Still, TNT commentator Charles Barkley is one prominent voice who thinks a 2014 Finals victory would tie a bow on Duncan's career.
"I think [Duncan] would’ve retired if he had won a championship last year,” Barkley said earlier this month, according to the Chicago Tribune. “And I think he wants to win a championship and go out. I think that’d be amazing.”
Duncan is in the second year of a three-year contract. When Duncan signed his current deal in 2012, Popovich intimated that the contract would be Duncan's last.
"We are all thrilled that he’ll spend his entire career as a San Antonio Spur,” Popovich said in a press release.
A 14-time All-Star, two-time MVP and three-time Finals MVP, Duncan would achieve a rare feat with a 2014 Finals victory, as it would mark the third different decade in which he's won a title.
The Spurs won a league-best 62 game this season and almost all of their key players -- including Tony Parker, Manu Ginobili, Tiago Splitter, Danny Green and Kawhi Leonard, among others -- are already under contract for the 2014-15 season.
Duncan would enter next season as one of the league's oldest players.
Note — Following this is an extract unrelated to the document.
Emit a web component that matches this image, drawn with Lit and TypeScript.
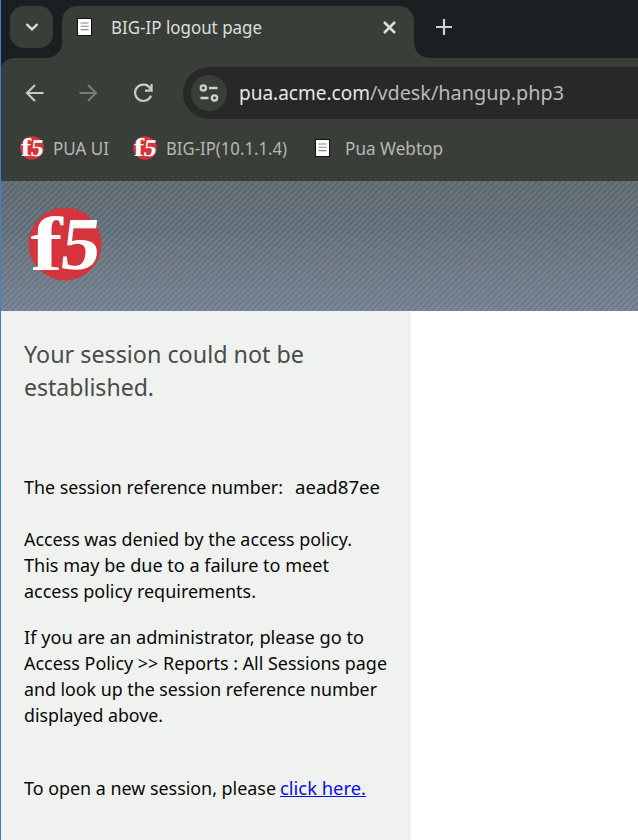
import { LitElement, html, css, svg } from "lit";
import { customElement, property } from "lit/decorators.js";

/** A single line of text condensed or expanded to a given measure. */
@customElement("fit-text")
class FitText extends LitElement {
  @property({ type: Number }) measure = 100;
  static styles = css`
    :host { display: inline-block; white-space: pre; vertical-align: top; }
    .ink { display: inline-block; transform-origin: 0 50%; text-decoration: inherit; }
  `;
  render() { return html`<span class="ink"><slot></slot></span>`; }
  firstUpdated() {
    const ink = this.renderRoot.querySelector(".ink") as HTMLElement;
    const natural = ink.getBoundingClientRect().width;
    if (natural > 0) ink.style.transform = `scaleX(${this.measure / natural})`;
    this.style.width = `${this.measure}px`;
  }
}

@customElement("f5-logo")
class F5Logo extends LitElement {
  static styles = css`
    :host { display: block; flex: none; }
    svg { display: block; width: 100%; height: 100%; overflow: visible; }
    text { font: bold 77px "Liberation Serif", serif; fill: #fff; }
  `;
  render() {
    return html`<svg viewBox="0 0 74 74">
      <circle cx="37" cy="37" r="36.4" fill="#d5343c"></circle>
      <text transform="translate(2.6 62.8) scale(1.25 0.99)">f</text>
      <text transform="translate(30.6 62.3) skewX(-7) scale(1.02 0.97)">5</text>
    </svg>`;
  }
}

const page = () => svg`
  <rect x="0.5" y="0.5" width="14" height="17" fill="#fff" stroke="#111" />
  <path d="M3.5 5H11.5M3.5 8.3H11.5M3.5 11.6H11.5" stroke="#888" stroke-width="1.1" fill="none" />`;

@customElement("app-root")
class AppRoot extends LitElement {
  static styles = css`
    :host {
      display: block; position: relative; box-sizing: border-box;
      width: 638px; height: 840px; overflow: hidden; background: #fff;
      font-family: "Noto Sans", sans-serif; font-size: 17.5px; line-height: 26px;
    }
    * { box-sizing: border-box; }
    svg { display: block; flex: none; }
    .edge { position: absolute; inset: 0 auto 0 0; width: 1px; background: #3d80d5; }
    .strip { display: flex; height: 58px; padding: 6px 0 0 10px; background: #1b1f22; }
    .menu { display: grid; place-items: center; width: 43px; height: 42px; border-radius: 14px; background: #3a3e39; }
    .tab {
      position: relative; display: flex; width: 352px; height: 52px; margin-left: 9px;
      padding: 8px 0 0 15px; border-radius: 15px 15px 0 0; background: #3a3e39; color: #dcdedb;
    }
    .tab::before, .tab::after { content: ""; position: absolute; bottom: 0; width: 15px; height: 15px; }
    .tab::before { left: -15px; background: radial-gradient(circle at 0 0, transparent 14.5px, #3a3e39 15px); }
    .tab::after { right: -15px; background: radial-gradient(circle at 100% 0, transparent 14.5px, #3a3e39 15px); }
    .tab .title { margin-left: 19px; }
    .tab .fav { margin-top: 4px; }
    .close { margin: 7px 0 0 121px; }
    .plus { margin: 13px 0 0 22px; }
    .bar { background: #1b1f22; }
    .toolbar {
      display: flex; align-items: center; height: 70px;
      padding-left: 25px; border-radius: 14px 0 0 0; background: #3a3e39;
    }
    .fwd { margin-left: 35px; }
    .reload { margin-left: 35px; }
    .omni {
      display: flex; align-items: center; flex: 1; height: 52px; margin-left: 29px; padding-left: 8px;
      border-radius: 26px 0 0 26px; background: #282828; color: #b9bab8; font-size: 19px;
    }
    .chip { display: grid; place-items: center; width: 36px; height: 36px; margin-right: 12px; border-radius: 50%; background: #3a3e39; }
    .host { color: #e6e6e4; }
    .marks { display: flex; align-items: center; height: 53px; padding: 0 0 13px 20px; background: #3a3e39; color: #b5b7b3; }
    .marks f5-logo { width: 24px; height: 24px; }
    .m1 { margin: 0 24px 0 9px; }
    .m2 { margin: 0 28px 0 9px; }
    .m3 { margin-left: 15px; }
    .banner {
      height: 130px; padding: 26px 0 0 28px;
      background:
        repeating-linear-gradient(135deg, rgba(255,255,255,0.1) 0 0.9px, transparent 1.9px 3.2px, rgba(255,255,255,0.1) 4.24px),
        linear-gradient(#5c666d, #5d6b76 35%, #687480 65%, #6f7c8e);
    }
    .banner f5-logo { width: 74px; height: 74px; }
    .panel { width: 411px; height: 529px; padding: 27px 0 0 24px; background: #f0f2ef; color: #080808; font-size: 18.2px; }
    .panel fit-text { display: block; }
    .heading { margin: 0 0 70px; font-size: 23.5px; line-height: 33px; font-weight: 400; color: #4a4b4a; }
    .row { display: flex; }
    .gap { margin-left: 12px; }
    p { margin: 0; }
    .ref { margin-bottom: 26px; }
    .denied { margin-bottom: 20px; }
    .admin { margin-bottom: 47px; }
    a { color: #0b0be8; margin-left: 4px; text-decoration: none; border-bottom: 1.5px solid #0b0be8; height: 22px; line-height: 26px; }
  `;

  private denied: [string, number][] = [
    ["Access was denied by the access policy.", 328],
    ["This may be due to a failure to meet", 305],
    ["access policy requirements.", 232],
  ];
  private admin: [string, number][] = [
    ["If you are an administrator, please go to", 340],
    ["Access Policy >> Reports : All Sessions page", 363],
    ["and look up the session reference number", 353],
    ["displayed above.", 139],
  ];

  private lines(list: [string, number][]) {
    return list.map(([t, w]) => html`<fit-text .measure=${w}>${t}</fit-text>`);
  }

  render() {
    return html`
      <div class="strip">
        <div class="menu">
          <svg width="14" height="10" viewBox="0 0 14 10" fill="none" stroke="#dcdedb" stroke-width="2.4"><path d="M1.5 2L7 7.3L12.5 2" /></svg>
        </div>
        <div class="tab">
          <svg class="fav" width="15" height="18">${page()}</svg>
          <fit-text class="title" .measure=${151}>BIG-IP logout page</fit-text>
          <svg class="close" width="13" height="13" stroke="#dcdedb" stroke-width="2.5"><path d="M1 1L12 12M12 1L1 12" /></svg>
        </div>
        <svg class="plus" width="16" height="16" stroke="#cfd1ce" stroke-width="2.2"><path d="M0 8H16M8 0V16" /></svg>
      </div>
      <div class="bar">
        <div class="toolbar">
          <svg width="19" height="18" fill="none" stroke="#c9cbc8" stroke-width="2.1"><path d="M18.5 9H2M10 1L2 9L10 17" /></svg>
          <svg class="fwd" width="19" height="18" fill="none" stroke="#777a76" stroke-width="2.1"><path d="M0.5 9H17M9 1L17 9L9 17" /></svg>
          <svg class="reload" width="21" height="20" fill="none" stroke="#c9cbc8" stroke-width="2.2"><path d="M17.6 6A8.2 8.2 0 1 0 18 12.6M18.6 1V7.6H12" /></svg>
          <div class="omni">
            <div class="chip">
              <svg width="20" height="18" fill="none" stroke="#cfd1ce" stroke-width="2.3"><circle cx="4.3" cy="4" r="2.6" /><path d="M10 4H18.5M1.5 14H9.5" /><circle cx="15.5" cy="14" r="2.6" /></svg>
            </div>
            <fit-text class="host" .measure=${131}>pua.acme.com</fit-text><fit-text .measure=${194}>/vdesk/hangup.php3</fit-text>
          </div>
        </div>
      </div>
      <div class="marks">
        <f5-logo></f5-logo><fit-text class="m1" .measure=${56}>PUA UI</fit-text>
        <f5-logo></f5-logo><fit-text class="m2" .measure=${121}>BIG-IP(10.1.1.4)</fit-text>
        <svg width="15" height="18">${page()}</svg><fit-text class="m3" .measure=${98}>Pua Webtop</fit-text>
      </div>
      <div class="banner"><f5-logo></f5-logo></div>
      <div class="panel">
        <div class="heading">
          <fit-text .measure=${280}>Your session could not be</fit-text>
          <fit-text .measure=${130}>established.</fit-text>
        </div>
        <div class="row ref">
          <fit-text .measure=${259}>The session reference number:</fit-text>
          <fit-text class="gap" .measure=${85}>aead87ee</fit-text>
        </div>
        <p class="denied">${this.lines(this.denied)}</p>
        <p class="admin">${this.lines(this.admin)}</p>
        <div class="row">
          <fit-text .measure=${252}>To open a new session, please</fit-text>
          <a href="#"><fit-text .measure=${86}>click here.</fit-text></a>
        </div>
      </div>
      <div class="edge"></div>
    `;
  }
}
It's possible that only Lakers guard Steve Nash, Heat guard Ray Allen and Wizards guard Andre Miller will be the only three players who are older than Duncan and on rosters to begin the 2014-15 season.
Prior to the start of the Finals, Popovich laid out his vision for how Duncan will ride off into basketball's sunset.
"He wants to hang around as long as he can while he's useful and while he's having an impact on the game," Popovich said. "He does everything he can to maintain a level of play. At some point that will stop. It will probably be the third quarter of some game on the road some year, and he'll feel like he's not as significant, and he'll walk into the locker room."